You can inspect and download the workflow from the KNIME Hub.
Summary and Conclusions
In this article, we have presented a review of 10 popular techniques for data dimensionality reduction. We have actually expanded a previous existing article describing seven of them by adding three additional techniques.
We trained a few basic machine learning models on the reduced datasets and compared the best-performing ones with each other via reduction rate, accuracy and area under the curve.
Notice that dimensionality reduction is not only useful to speed up algorithm execution but also to improve model performance.
In terms of overall accuracy and reduction rate the random, forest-based technique proved to be the most effective in removing uninteresting columns and retaining most of the information for the classification task at hand.

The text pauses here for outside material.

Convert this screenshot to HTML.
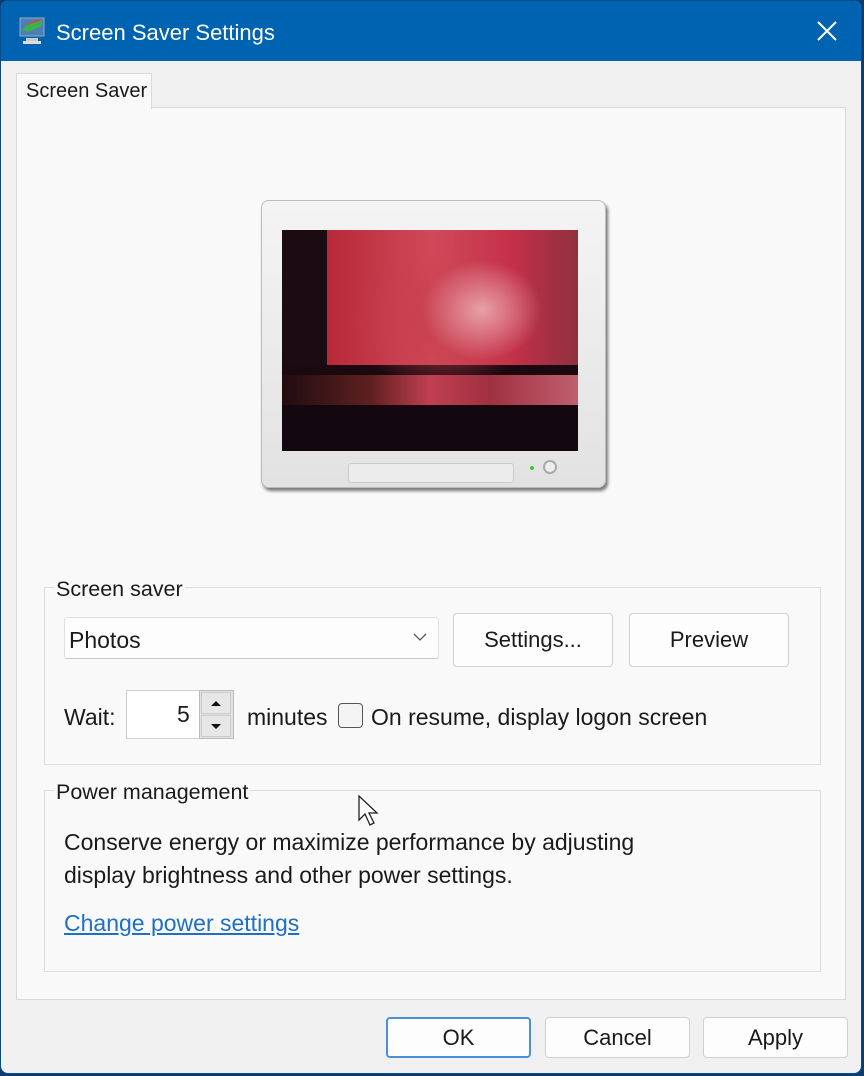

Of course, the evaluation, reduction and consequent ranking of the 10 described techniques are applied here to a classification problem; we cannot generalize to effective dimensionality reduction for numerical prediction or even visualization.
Some of the techniques used in this article are complex and computationally expensive. However, as the results show, even just counting the number of missing values, measuring the column variance and the correlation of pairs of columns — and combining them with more sophisticated methods — can lead to a satisfactory reduction rate while keeping performance unaltered with respect to the baseline models.
In the era of big data, when more is axiomatically better, we have rediscovered that too many noisy or even faulty input data columns often lead to unsatisfactory model performance. Removing uninformative — or even worse, misinformative — input columns might help to train a machine learning model on more general data regions, with more general classification rules, and overall with better performances on new, unseen data.